Since we want the names among the MacVTap devices to be unique on the
same node, we will make use of the existing ``_GenerateKvmTapName``
method to generate device names but with some modifications, to be
adapted to our needs. This method is actually a wrapper over the
``GenerateTapName`` method which currently is being used to generate TAP
interface names for NICs meant to be used in instance communication
using the ``gnt.com`` prefix. We propose extending this method to
generate names for the MacVTap interface too, using the ``vtap`` prefix.
To do so, we could add an extra boolean argument in that method, named
`inst_comm`, to differentiate the two cases, so that the method will
return the appropriate name depending on its usage. This argument will
be optional and defaulted to `True`, to not affect the existing API.
Currently, the `OpenTap` method handles the `vhost-net`, `mq`, and the
`vnet_hdr` features. The `vhost-net` feature will be normally supported
for the MacVTap devices too, and so is the `multiqueue` feature, which
can be enabled using the `numrxqueues` and `numtxqueues` parameters of
the `ip-link` command. The only drawback seems to be the `vnet_hdr`
feature modification. For a MacVTap device this flag is enabled by
default, and it can not be disabled if a user requests to.
A last hypervisor change will be the introduction of a new method named
``_RemoveStaleMacvtapDevs`` that will remove any remaining MacVTap
devices, and which is detailed in the following section.
Tools changes
-------------
Some of the Ganeti tools should also be extended to support MacVTap
devices. Those are the ``kvm-ifup`` and ``net-common`` scripts. These
modifications will include a new method named ``setup_macvtap`` that
will simply change the device status to `UP` just before and instance is
started:
::
ip link set $INTERFACE up
As mentioned in the `Background` section, MacVTap devices are
persistent. So, we have to manually delete the MacVTap device after an
instance shutdown. To do so, we propose creating a ``kvm-ifdown``
script, that will be invoked after an instance shutdown in order to
remove the relevant MacVTap devices. The ``kvm-ifdown`` script should
explicitly call the following commands and currently will be functional
for MacVTap NICs only:
::
ip link set $INTERFACE down
ip link delete $INTERFACE
To be able to call the `kvm-ifdown` script we should extend the KVM's
``_ConfigureNIC`` method with an extra argument that is the name of the
script to be invoked, instead of calling by default the `kvm-ifup`
script, as it currently happens.
The invocation of the `kvm-ifdown` script will be made through a
separate method that we will create, named ``_RemoveStaleMacvtapDevs``.

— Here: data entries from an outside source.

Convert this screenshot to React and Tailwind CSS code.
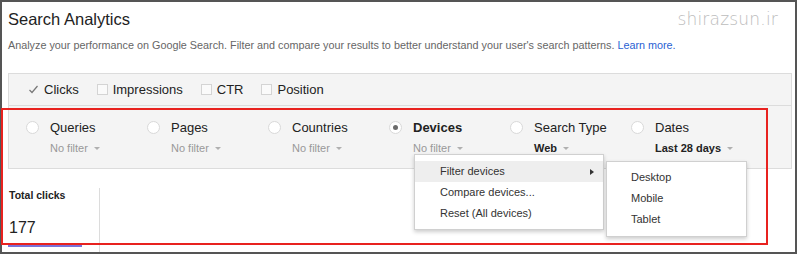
const Radio = ({ checked }) => (
  <span className="mt-[1px] flex h-[13px] w-[13px] shrink-0 items-center justify-center rounded-full border border-[#d9d9d9] bg-white">
    {checked && <span className="h-[5px] w-[5px] rounded-full bg-[#6b6b6b]" />}
  </span>
);

const Caret = () => (
  <span className="ml-[6px] inline-block h-0 w-0 border-x-[3px] border-t-[3px] border-x-transparent border-t-[#b0b0b0] align-middle" />
);

const Dimension = ({ label, sub, checked, bold }) => (
  <div className="flex w-[121px] shrink-0 items-start gap-[11px]">
    <Radio checked={checked} />
    <div className="flex flex-col">
      <span className={`text-[13px] leading-[16px] text-[#222] ${checked ? 'font-bold' : ''}`}>{label}</span>
      <span className={`mt-[5px] flex items-center text-[11px] leading-[14px] ${bold ? 'font-bold text-[#222]' : 'text-[#999]'}`}>
        {sub}
        <Caret />
      </span>
    </div>
  </div>
);

const Metric = ({ label, checked }) => (
  <div className="flex items-center gap-[5px]">
    {checked ? (
      <svg width="11" height="11" viewBox="0 0 11 11" className="shrink-0">
        <path d="M1.5 6 L4 8.5 L9.5 2" fill="none" stroke="#777" strokeWidth="1.2" />
      </svg>
    ) : (
      <span className="h-[11px] w-[11px] shrink-0 border border-[#d4d4d4] bg-[#fafafa]" />
    )}
    <span className="text-[13px] text-[#222]">{label}</span>
  </div>
);

export default function App() {
  return (
    <div className="relative h-[256px] w-[797px] overflow-hidden bg-white font-['Liberation_Sans',Arial,sans-serif]">
      <div className="flex h-[254px] flex-col border-2 border-[#555] pl-[6px] pr-[3px]">
        <div className="mt-[7px] flex h-[20px] items-center justify-between">
          <h1 className="text-[16.5px] leading-[20px] text-[#222]">Search Analytics</h1>
          <span className="mr-[14px] font-['DejaVu_Sans',sans-serif] text-[17px] font-light leading-[20px] tracking-[0.2px] text-[#bcbcbc]">
            shirazsun.ir
          </span>
        </div>
        <p className="mt-[9px] text-[10.8px] leading-[14px] text-[#666]">
          Analyze your performance on Google Search. Filter and compare your results to better understand your user's search patterns.{' '}
          <span className="text-[#2a5fd3]">Learn more.</span>
        </p>

        <div className="mt-[21px] border border-b-0 border-[#dcdcdc] bg-[#f4f4f4]">
          <div className="flex h-[32px] items-center gap-[18px] border-b border-[#dcdcdc] pl-[19px]">
            <Metric label="Clicks" checked />
            <Metric label="Impressions" />
            <Metric label="CTR" />
            <Metric label="Position" />
          </div>
          <div className="flex border-b border-[#dcdcdc] pb-[13px] pl-[17px] pt-[14px]">
            <Dimension label="Queries" sub="No filter" />
            <Dimension label="Pages" sub="No filter" />
            <Dimension label="Countries" sub="No filter" />
            <Dimension label="Devices" sub="No filter" checked />
            <Dimension label="Search Type" sub="Web" bold />
            <Dimension label="Dates" sub="Last 28 days" bold />
          </div>
        </div>

        <div className="flex flex-1">
          <div className="mt-[19px] flex w-[92px] flex-col border-r border-[#dcdcdc] pl-[1px]">
            <span className="mt-[1px] text-[10.5px] font-bold leading-[13px] text-[#222]">Total clicks</span>
            <span className="mt-[16px] text-[16px] leading-[20px] text-[#222]">177</span>
          </div>
        </div>
      </div>

      <div className="absolute left-[8px] top-[245px] h-[2px] w-[74px] bg-[#7a72d8]" />

      <div className="absolute left-[414px] top-[154px] w-[190px] border border-[#d0d0d0] bg-white pb-[5px] pt-[6px] text-[11px] text-[#333] shadow-[0_2px_4px_rgba(0,0,0,0.2)]">
        <div className="flex h-[21px] items-center justify-between bg-[#eeeeee] pl-[25px] pr-[9px]">
          <span>Filter devices</span>
          <span className="h-0 w-0 border-y-[3px] border-l-[4px] border-y-transparent border-l-[#333]" />
        </div>
        <div className="flex h-[21px] items-center pl-[25px]">Compare devices...</div>
        <div className="flex h-[21px] items-center pl-[25px]">Reset (All devices)</div>
      </div>

      <div className="absolute left-[606px] top-[161px] w-[141px] border border-[#d0d0d0] bg-white pb-[6px] pt-[5px] text-[11px] text-[#333] shadow-[0_2px_4px_rgba(0,0,0,0.2)]">
        <div className="flex h-[21px] items-center pl-[24px]">Desktop</div>
        <div className="flex h-[21px] items-center pl-[24px]">Mobile</div>
        <div className="flex h-[21px] items-center pl-[24px]">Tablet</div>
      </div>

      <div className="pointer-events-none absolute left-[1px] top-[108px] h-[137px] w-[767px] border-2 border-[#e8221f]" />
    </div>
  );
}
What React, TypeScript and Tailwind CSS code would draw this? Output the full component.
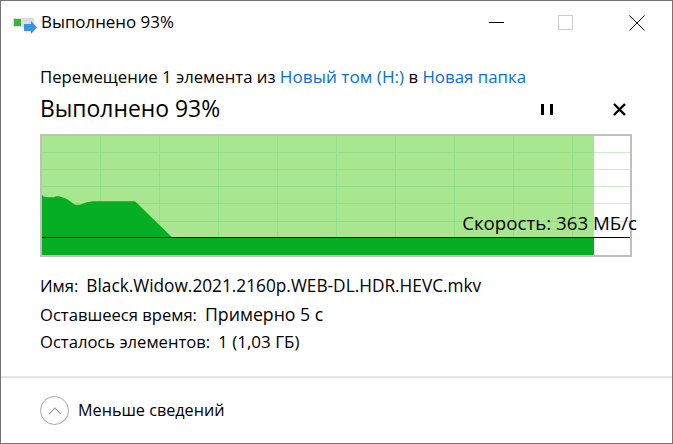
export default function App() {
  return (
    <div className="relative flex h-[444px] w-[673px] flex-col overflow-hidden border border-[#737373] bg-white font-['Open_Sans','Noto_Sans',sans-serif] text-[17px] text-black">
      {/* Title bar */}
      <div className="flex h-[43px] shrink-0 items-center pl-[12px]">
        <svg width="24" height="16" viewBox="0 0 24 16" className="mr-[4px] mt-[7px]">
          <rect x="0" y="0" width="21" height="9" fill="#dcdcdc" />
          <rect x="1" y="1" width="7" height="7" fill="#38b538" />
          <path d="M11 6h7V3l6 6.5-6 6.5v-3h-7z" fill="#3a94e4" />
        </svg>
        <span className="flex-1 text-[16.9px] leading-none">Выполнено 93%</span>
        <div className="h-px w-[15px] bg-black" />
        <div className="ml-[54px] h-[15px] w-[15px] border border-[#cccccc]" />
        <svg width="16" height="16" viewBox="0 0 16 16" className="ml-[56px] mr-[27px]">
          <path d="M0.5 0.5l15 15M15.5 0.5l-15 15" stroke="#111" strokeWidth="1" fill="none" />
        </svg>
      </div>

      {/* Content */}
      <div className="flex flex-1 flex-col px-[39px] pt-[22px]">
        <div className="whitespace-nowrap text-[16.72px] leading-[22px]">
          Перемещение 1 элемента из <span className="text-[17.2px] text-[#0a6fd6]">Новый том (H:)</span> в{" "}
          <span className="text-[16.85px] text-[#0a6fd6]">Новая папка</span>
        </div>

        <div className="mt-[5px] flex h-[32px] items-center">
          <span className="flex-1 text-[22.9px] leading-none">Выполнено 93%</span>
          <div className="mr-[60px] flex gap-[6px]">
            <div className="h-[11px] w-[3px] bg-black" />
            <div className="h-[11px] w-[3px] bg-black" />
          </div>
          <svg width="13" height="13" viewBox="0 0 13 13" className="mr-[7px]">
            <path d="M1 1l11 11M12 1L1 12" stroke="#000" strokeWidth="2.4" fill="none" />
          </svg>
        </div>

        {/* Speed chart */}
        <div className="relative mt-[9px] h-[123px] w-[592px] border-2 border-[#bfbfbf]">
          <svg width="588" height="119" viewBox="0 0 588 119" className="block">
            <rect x="0" y="0" width="552" height="119" fill="#a9e690" />
            <clipPath id="fill-clip">
              <rect x="0" y="0" width="552" height="119" />
            </clipPath>
            <clipPath id="rest-clip">
              <rect x="552" y="0" width="36" height="119" />
            </clipPath>
            <path
              d="M58.5 0V119M117.5 0V119M176.5 0V119M235.5 0V119M294.5 0V119M353.5 0V119M412.5 0V119M471.5 0V119M530.5 0V119"
              stroke="#8fe088"
              strokeWidth="1"
              clipPath="url(#fill-clip)"
            />
            <path
              d="M0 16.5H588M0 33.5H588M0 50.5H588M0 67.5H588M0 85.5H588"
              stroke="#8fe088"
              strokeWidth="1"
              clipPath="url(#fill-clip)"
            />
            <path
              d="M0 16.5H588M0 33.5H588M0 50.5H588M0 67.5H588M0 85.5H588"
              stroke="#c9efca"
              strokeWidth="1"
              clipPath="url(#rest-clip)"
            />
            <path
              d="M0 59L1.3 60.3L4 61.3L12 61.3L14 60.3L17.3 60.3L23 62.3L26.3 64L33 68.7L38 68.7L44.7 66.3L51.3 65.3L93 65.3L129.7 101L552 101L552 119L0 119Z"
              fill="#06ae24"
            />
            <rect x="0" y="101" width="588" height="1" fill="#000" />
          </svg>
          <span className="absolute right-[-7px] top-[76px] whitespace-nowrap text-[18.7px] leading-[22px]">Скорость: 363 МБ/с</span>
        </div>

        {/* Details */}
        <div className="mt-[18px] flex flex-col gap-[5.5px] whitespace-nowrap leading-[22px]">
          <div className="flex items-baseline gap-[8px]">
            <span className="text-[16.6px]">Имя:</span>
            <span className="text-[17.25px]">Black.Widow.2021.2160p.WEB-DL.HDR.HEVC.mkv</span>
          </div>
          <div className="flex items-baseline gap-[8px]">
            <span className="text-[16.6px]">Оставшееся время:</span>
            <span className="text-[17.7px]">Примерно 5 с</span>
          </div>
          <div className="flex items-baseline gap-[8px]">
            <span className="text-[16.6px]">Осталось элементов:</span>
            <span>1 (1,03 ГБ)</span>
          </div>
        </div>
      </div>

      {/* Footer */}
      <div className="flex h-[67px] shrink-0 items-center border-t-2 border-[#e5e5e5] pl-[39px]">
        <div className="flex h-[29px] w-[29px] items-center justify-center rounded-full border border-[#a8a8a8]">
          <svg width="14" height="8" viewBox="0 0 14 8">
            <path d="M1 7l6-6 6 6" stroke="#a0a0a0" strokeWidth="1.2" fill="none" />
          </svg>
        </div>
        <span className="ml-[9px] text-[16.2px] leading-none">Меньше сведений</span>
      </div>

      {/* Darker edge left by the window behind */}
      <div className="absolute -left-px top-[429px] h-[14px] w-px bg-black" />
      <div className="absolute -bottom-px -left-px h-px w-[97px] bg-[#222222]" />
    </div>
  );
}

This method will read the NIC runtime files of an instance and will
remove any devices using the MacVTap interface. This method will be
included in the ``CleanupInstance`` method in order to cover all the
cases where an instance using MacVTap NICs needs to be cleaned up.
Besides the instance shutdown, there are a couple of cases where the
MacVTap NICs will need to be cleaned up too. In case of an internal
instance shutdown, where the ``kvmd`` is not enabled, the instance will
be in ``ERROR_DOWN`` state. In that case, when the instance is started
either by the `ganeti-watcher` or by the admin, the ``CleanupInstance``
method, and consequently the `kvm-ifdown` script, will not be called and
so the MacVTap NICs will have to manually be deleted. Otherwise starting
the instance will result in more than one MacVTap devices using the same
MAC address. An instance migration is another case where deleting an
instance will keep stale MacVTap devices on the source node. In order
to solve those potential issues, we will explicitly call the
``_RemoveStaleMacvtapDevs`` method after a successful instance migration
on the source node, and also before creating a new device for a NIC that
is using the MacVTap interface to remove any stale devices.
.. _here: http://thread.gmane.org/gmane.comp.emulators.kvm.devel/61824/)
.. vim: set textwidth=72 :
.. Local Variables:
.. mode: rst
.. fill-column: 72
.. End: